Wednesday, May 09, 2007

4 posts from Tim Wheatly:

#1:

It is interesting what C.S. Lewis writes in the Screwtape Letters when he Wormwood is told: "There is no need to despair; hundreds of these adult converts have been reclaimed after a brief sojourn in the Enemy's camp and are now with us."

It seems as if Lewis is going against the idea of "once saved always saved." It would not surprise me that he would believe in this doctrine, because of his great emphasis on man's freewill. If man has a choice in whether he is saved or not, than why does he not have a choice in forfeiting his salvation?
Nonetheless, the one main thing I see wrong here is that to me if man chooses God, that seems to be a work on his part of achieving salvation, because it is something that he has done to obtain salvation. Thus, I believe in predestination and the perseverance of the saints, that is that God chooses you and will never let you go.

#2:

I find it intesting how the Screwtape wants his patient to pray like he did when he was a child, where he sort of forgets what it means to be praying. Certainly, not praying with your whole being is something that the devil would want, but does the devil really want us to look back on, as is implied in Lewis' writings, our child-like prayers. In a way, that would not be a good-thing for the devil, since when I was a child and prayed, I will remember that I came to God with that child-like faith with which we must come to Him, because "anyone who comes to God must believe that He exists and that He rewards those who earnestly seek Him" (Hebrews 11).

#3:

C.S. Lewis continues the pattern of being able to relate to his readers by writing of current events that had happened in the recent past at the time of his writings. In Screwtape writing about the wars and how it can have negative effects for the demonic side, the reader's attention is grabbed, since many British had just gotten done with World War II at the time of them reading this book.
Also, it's interesting how C.S. Lewis cleverly reminds the reader, without them really notocing he is going so, about the inevitability of death. Whether it is in war or some place else, everyone will die and have to face God. Thus, C.S. Lewis prompts the reader to remember "his creater in the days of his youth" (Ecclesiastes).

#4:

Also, Lewis does a nice job of sneaking into the book how we as Christians tend to be concerned about what man thinks of us many times, instead of what God thinks of us.

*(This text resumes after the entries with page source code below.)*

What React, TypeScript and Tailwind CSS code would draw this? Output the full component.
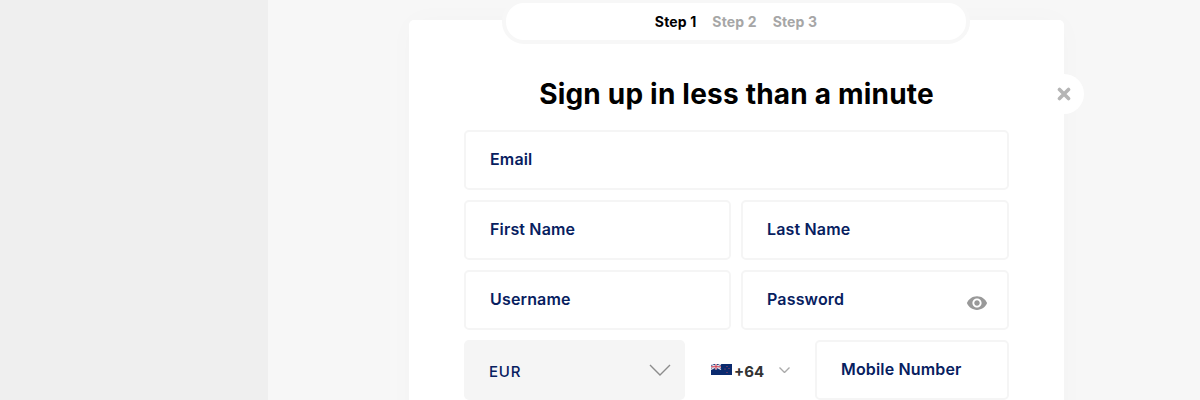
import React from 'react';
import { MdVisibility } from 'react-icons/md';

const font = { fontFamily: 'Inter, "Liberation Sans", sans-serif' };

// Plain text field, the label is the placeholder
const Field = ({ label, className = '' }: { label: string; className?: string }) => (
  <input
    placeholder={label}
    className={`h-[60px] w-full min-w-0 rounded-[5px] border-2 border-[#f5f5f5] bg-white pb-[2px] pl-6 pr-4 text-[16px] font-semibold tracking-[0.01em] outline-none placeholder:text-[#07205f] ${className}`}
  />
);

const Chevron = ({ width, height, color }: { width: number; height: number; color: string }) => (
  <svg width={width} height={height} viewBox="0 0 22 12" fill="none" preserveAspectRatio="none">
    <path d="M1 1l10 10L21 1" stroke={color} strokeWidth="1.4" vectorEffect="non-scaling-stroke" />
  </svg>
);

const NzFlag = () => (
  <svg width="21" height="11" viewBox="0 0 21 11" className="mt-[-1px] shrink-0">
    <rect width="21" height="11" fill="#0a2a6e" />
    <rect width="10" height="5.5" fill="#27407f" />
    <path d="M0 0l10 5.5M10 0L0 5.5" stroke="#e8e8f0" strokeWidth="1.2" />
    <path d="M5 0v5.5M0 2.75h10" stroke="#f4f4f8" strokeWidth="1.8" />
    <path d="M5 0v5.5M0 2.75h10" stroke="#d0364a" strokeWidth="1" />
    <circle cx="16" cy="2.5" r="0.6" fill="#c8475c" />
    <circle cx="14" cy="5" r="0.6" fill="#c8475c" />
    <circle cx="18" cy="4.5" r="0.6" fill="#c8475c" />
    <circle cx="16" cy="8.5" r="0.6" fill="#c8475c" />
  </svg>
);

export default function App() {
  return (
    <div style={font} className="flex h-[400px] w-[1200px] overflow-hidden bg-[#f7f7f7]">
      <aside className="w-[268px] shrink-0 bg-[#efefef]" />

      <main className="flex-1 pl-[141px] pt-5">
        <div className="relative w-[655px] rounded-[5px] bg-white px-[55px] pb-10 shadow-[0_0_30px_rgba(0,0,0,0.02)]">
          {/* steps pill */}
          <div className="absolute -top-[21px] left-[93px] flex h-[45px] w-[468px] items-center justify-center gap-4 rounded-[22px] border-[4px] border-[#f7f7f7] bg-white text-[14px] font-bold tracking-[0.01em] text-[#a6a6a6]">
            <span className="text-black">Step 1</span>
            <span>Step 2</span>
            <span>Step 3</span>
          </div>

          {/* close */}
          <div className="absolute -right-5 top-[54px] flex h-10 w-10 items-center justify-center rounded-full bg-white">
            <svg width="14" height="14" viewBox="0 0 14 14" fill="none">
              <path d="M2.5 2.5l9 9M11.5 2.5l-9 9" stroke="#b5b5b5" strokeWidth="3.6" strokeLinecap="round" />
            </svg>
          </div>

          <h1 className="pb-[18px] pt-[56px] text-center text-[28px] font-bold leading-[36px] tracking-[0.2px] text-black">
            Sign up in less than a minute
          </h1>

          <div className="flex flex-col gap-2.5">
            <Field label="Email" />
            <div className="grid grid-cols-[267px_268px] gap-2.5">
              <Field label="First Name" />
              <Field label="Last Name" />
            </div>
            <div className="grid grid-cols-[267px_268px] gap-2.5">
              <Field label="Username" />
              <div className="relative">
                <Field label="Password" />
                <MdVisibility size={22} className="absolute right-[21px] top-[22px] text-[#999]" />
              </div>
            </div>
            <div className="flex">
              <div className="flex h-[60px] w-[221px] shrink-0 items-center justify-between rounded-[5px] bg-[#f5f5f5] pl-[25px] pr-[14px] text-[15px] font-medium tracking-[0.05em] text-[#07205f]">
                <span className="pt-[4px]">EUR</span>
                <Chevron width={22} height={12} color="#8c8c8c" />
              </div>
              <div className="flex w-[130px] shrink-0 items-center pl-[26px]">
                <NzFlag />
                <span className="ml-[2px] pt-[4px] text-[15px] font-bold text-[#333]">+64</span>
                <span className="ml-[15px]">
                  <Chevron width={11} height={6} color="#aaa" />
                </span>
              </div>
              <Field label="Mobile Number" className="flex-1" />
            </div>
          </div>
        </div>
      </main>
    </div>
  );
}
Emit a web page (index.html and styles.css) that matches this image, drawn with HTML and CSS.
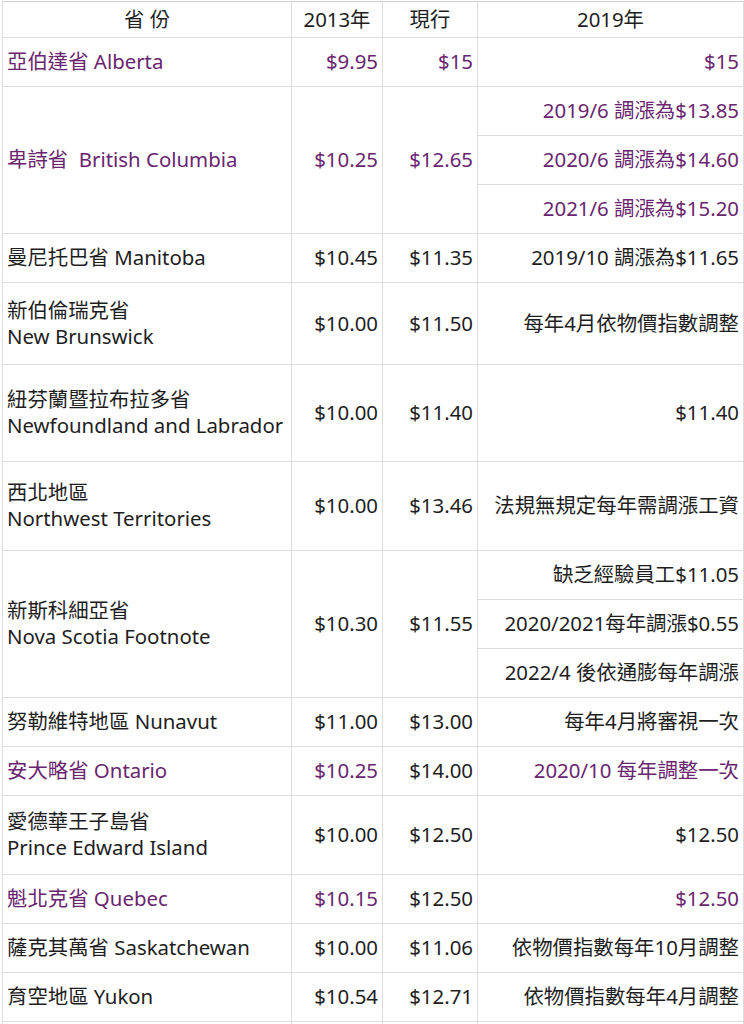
FILE: index.html
```html
<!DOCTYPE html>
<html lang="zh-Hant">
<head>
<meta charset="utf-8">
<link rel="stylesheet" href="styles.css">
</head>
<body>
<table class="wage">
  <colgroup>
    <col class="c1"><col class="c2"><col class="c3"><col class="c4">
  </colgroup>
  <tr class="head">
    <th>省 份</th><th>2013年</th><th>現行</th><th>2019年</th>
  </tr>
  <tr class="r49 p">
    <td class="name">亞伯達省 Alberta</td><td class="num">$9.95</td><td class="num">$15</td><td class="num">$15</td>
  </tr>
  <tr class="r49 p">
    <td class="name" rowspan="3">卑詩省&nbsp; British Columbia</td><td class="num" rowspan="3">$10.25</td><td class="num" rowspan="3">$12.65</td><td class="num">2019/6 調漲為$13.85</td>
  </tr>
  <tr class="r49 p"><td class="num">2020/6 調漲為$14.60</td></tr>
  <tr class="r49 p"><td class="num">2021/6 調漲為$15.20</td></tr>
  <tr class="r49">
    <td class="name">曼尼托巴省 Manitoba</td><td class="num">$10.45</td><td class="num">$11.35</td><td class="num">2019/10 調漲為$11.65</td>
  </tr>
  <tr class="r82">
    <td class="name">新伯倫瑞克省<br>New Brunswick</td><td class="num">$10.00</td><td class="num">$11.50</td><td class="num">每年4月依物價指數調整</td>
  </tr>
  <tr class="r97">
    <td class="name">紐芬蘭暨拉布拉多省<br>Newfoundland and Labrador</td><td class="num">$10.00</td><td class="num">$11.40</td><td class="num">$11.40</td>
  </tr>
  <tr class="r89">
    <td class="name">西北地區<br>Northwest Territories</td><td class="num">$10.00</td><td class="num">$13.46</td><td class="num">法規無規定每年需調漲工資</td>
  </tr>
  <tr class="r49">
    <td class="name" rowspan="3">新斯科細亞省<br>Nova Scotia Footnote</td><td class="num" rowspan="3">$10.30</td><td class="num" rowspan="3">$11.55</td><td class="num">缺乏經驗員工$11.05</td>
  </tr>
  <tr class="r49"><td class="num">2020/2021每年調漲$0.55</td></tr>
  <tr class="r49"><td class="num">2022/4 後依通膨每年調漲</td></tr>
  <tr class="r49">
    <td class="name">努勒維特地區 Nunavut</td><td class="num">$11.00</td><td class="num">$13.00</td><td class="num">每年4月將審視一次</td>
  </tr>
  <tr class="r49">
    <td class="name purple">安大略省 Ontario</td><td class="num purple">$10.25</td><td class="num">$14.00</td><td class="num purple">2020/10 每年調整一次</td>
  </tr>
  <tr class="r79">
    <td class="name mark">愛德華王子島省<br>Prince Edward Island</td><td class="num">$10.00</td><td class="num">$12.50</td><td class="num">$12.50</td>
  </tr>
  <tr class="r49">
    <td class="name purple">魁北克省 Quebec</td><td class="num purple">$10.15</td><td class="num">$12.50</td><td class="num purple">$12.50</td>
  </tr>
  <tr class="r49">
    <td class="name">薩克其萬省 Saskatchewan</td><td class="num">$10.00</td><td class="num">$11.06</td><td class="num">依物價指數每年10月調整</td>
  </tr>
  <tr class="r49">
    <td class="name">育空地區 Yukon</td><td class="num">$10.54</td><td class="num">$12.71</td><td class="num">依物價指數每年4月調整</td>
  </tr>
  <tr class="r49">
    <td class="name"></td><td class="num"></td><td class="num"></td><td class="num"></td>
  </tr>
</table>
</body>
</html>
```

FILE: styles.css
```css
html, body {
  margin: 0;
  padding: 0;
  background: #ffffff;
}

body {
  padding: 1px 0 0 2px;
  font-family: "Noto Sans", "Noto Sans CJK TC", sans-serif;
  font-size: 20.4px;
  color: #1e1e1e;
  overflow: hidden;
}

.wage {
  border-collapse: collapse;
  table-layout: fixed;
  width: 741px;
}

.c1 { width: 289px; }
.c2 { width: 91px; }
.c3 { width: 95px; }
.c4 { width: 266px; }

.wage th,
.wage td {
  border: 1px solid #dcdcdc;
  padding: 0 4px 2px;
  vertical-align: middle;
  line-height: 26px;
  white-space: nowrap;
}

.wage th {
  font-weight: normal;
  text-align: center;
  height: 33px;
}

.head th { border-top-color: #cfcfcf; }

.name {
  text-align: left;
  padding-left: 5px;
}

.num { text-align: right; }

.r49 td { height: 46px; }
.r82 td { height: 79px; }
.r97 td { height: 94px; }
.r89 td { height: 86px; }
.r79 td { height: 76px; }

.p td,
.purple {
  color: #6a2570;
}

.mark {
  border-left: 2px solid #e8c85a;
}
```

In chapter 10, Screwtape encourages Wormwood to have the patient laugh at his non-Christian's bad jokes, and to be silent when he ought to be spekaing up. This is definitely something that the Devil likes to work on. God has given us the Spirit without limits is what the scriptures say but Lewis implies in the book how we intend to suppress that Spirit. For we were not given "a spirit of timidity", but rather, as St. Paul says, "a spirit of power." Thus, to be shy in how we speak up, is to be lukewarm, something that is condemned in the Book of Revelation.